Automation has been a part of the industrial revolution. Until the advent of the chainsaw after World War II all felling and bucking was done with hand saws. A cable was then placed around the log and some machine was used to drag the log off to where it could be hauled to market. This required tremendous amounts of manpower. With a cable skidder a single operator can drive the skidder out to a place near the fallen tree, hook on to it and drag it away., but alas, the unpleasant and tedious job of hooking and unhooking remains. In logger speak, hooking up logs in the woods is called 'choker setting' and releasing them in the landing is called 'chasing'. The opportunity for the next level of automation is to get rid of the cables and the chokers. What you see here is an ESCO swinging Grapple. This device was designed and manufactured by a Portland Oregon company (called ESCO) who has historic expertise in steel castings particularly for the logging industry. the idea is that the operator can drive out near the log, and then swing and extend the boom over and grab the log and proceed to the landing without further ado.

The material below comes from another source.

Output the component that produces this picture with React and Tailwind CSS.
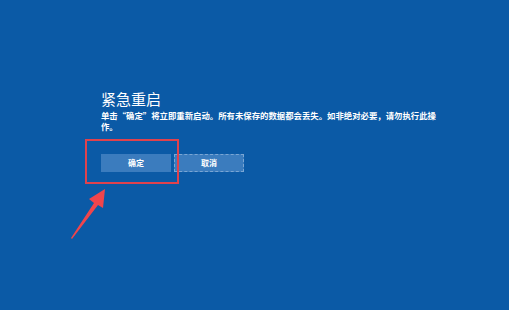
export default function App() {
  const font = { fontFamily: '"Microsoft YaHei", "Noto Sans CJK SC", sans-serif' };

  return (
    <div
      className="relative h-[310px] w-[509px] overflow-hidden bg-[#0b5aa6] text-white"
      style={font}
    >
      <div className="flex flex-col pl-[101px] pt-[90px]">
        <h1 className="text-[15px] leading-[18px] font-normal">紧急重启</h1>
        <p className="mt-[2px] w-[346px] text-[8.4px] leading-[11px] font-bold">
          单击“确定”将立即重新启动。所有未保存的数据都会丢失。如非绝对必要，请勿执行此操作。
        </p>
        <div className="mt-[22px] flex gap-[3px]">
          <button className="flex h-[18px] w-[70px] items-center justify-center bg-[#3b7cbe] text-[8px] font-bold">
            确定
          </button>
          <button className="flex h-[18px] w-[70px] items-center justify-center border border-dashed border-[#7aa6d4] bg-[#3b7cbe] text-[8px] font-bold">
            取消
          </button>
        </div>
      </div>

      {/* annotation: red frame + arrow */}
      <div className="absolute left-[85px] top-[139px] h-[45px] w-[94px] border-2 border-[#e0424d]" />
      <svg className="absolute left-0 top-0" width="509" height="310" viewBox="0 0 509 310">
        <path d="M71 238 L94 203 L89 199 L105 189 L103 208 L98 205 L72 239 Z" fill="#f0454c" />
      </svg>
    </div>
  );
}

This is a great idea, and where it works a wonderful time saver. The swinging Grapple is particularly wonderful in a thinning operation because it helps you wiggle the log out of the standing timber without damaging it. It is also not without its limitations, however. It is not particularly conducive to handling more than one log at a time, and swinging out to the side can destabilize the skidder, overturning the machine. These swingers have a lot of moving parts including a fairly expensive to repair rack and pinion swing mechanism which make them fairly expensive. Stated bluntly, the swingers have seen limited acceptance in the timber industry. Interestingly, a fixed boom grapple configuration has seen much greater acceptance. The Fixed boom grapple uses the same sort of a grapple unit, but it is mounted on a short boom which only extends to the rear and goes up and down. Such a machine is not as versatile at reaching logs, but has fewer moving parts, and does not compromise the stability of the machine. It is particularly suitable for working behind a mechanical harvester which will snip off several trees and drop them along a trail in a bunch.
Back when ESCO made 2 sizes of the swinging grapples. The smaller model was a bit small and was clearly only suitable for fairly light work. The larger model shown here was big enough. It is identifiable by 8 inch bore hydraulic cylinders on the boom and dipper. It is no longer made, and in lieu thereof ESCO makes a smaller model which is beefed up structurally so it won't come apart. Naturally these larger old swingers are much coveted and loggers tend to cut them off of old skidders, rebuild them and move them on. Treetow of Canada has moved into the large swinger market abdicated by Esco. For a rundown on their product see our 1997 Morganpage. The problem with the big model is that it was often installed on a less worthy skidder than this CAT 528, which made the over all skidder a bit unstable and unbalanced, because the unit was a bit too large. Garrett was famous for making a 50 lb skidder and packaging it in a 40 lb box, and we have one of those called a Garret 30A. It has just as much power as the 528 and has the same grapple, but weighs 5-10,000 lbs less. It does a tremendous job of pawing the ground and making noise, but you also learn to carry a spare drive line in the crummy, because if it ever does get traction, it would just as leave crack a drive line as the governor.
An alternative to a swinging boom grapple is a fixed boom. Seen here is a Can-Car C7d with a Simple Hinge fixed boom grapple. The support piece is hinged and moved by hydraulic cylinders. To operate you back up to a log, lower the grapple over it, pinch up the log (or logs) by closing the grapple and then lift it by folding the whole assembly forward. Then it is off to the landing. This machine is of a mid-1970's design with a Detroit 4-53 engine. This is an older style hinge grapple. Most newer fixed boom grapples have a compound linkage which allows them to extend to the rear as well as drop down. This provides them with more reach behind the machine than is possible with a simply hinge grapple. TheMorgan SilvaCom provides a modern example of the compound fixed grapple. Unlike the swinging grapple which is almost and ESCO exclusive, a number people make the fixed boom grapple, and they come close to being standard for rubber tired skidders these days, mostly in the compound configuration. They work well for forwarding bunches of logs as left behind by a mechanical harvester or feller buncher. the dual function compound grapple had the advantage of a bit more reach which is very helpful if there is a stump between you and the bunch or the ends of the bunch are not even.
To the left here we see a very contemporary John Deere 748E with a dual function grapple. Notice the 2 sets of hydraulic cylinders on this 165 HP machine. The compound functions provide more reach to the rear than the simple hinge grapple. Reach is everything with a grapple. Just out of reach. there is always a stump between you and the log. Where do you suppose the tree came from??? The extra reach helps reach over the stump (or what ever) to get the log.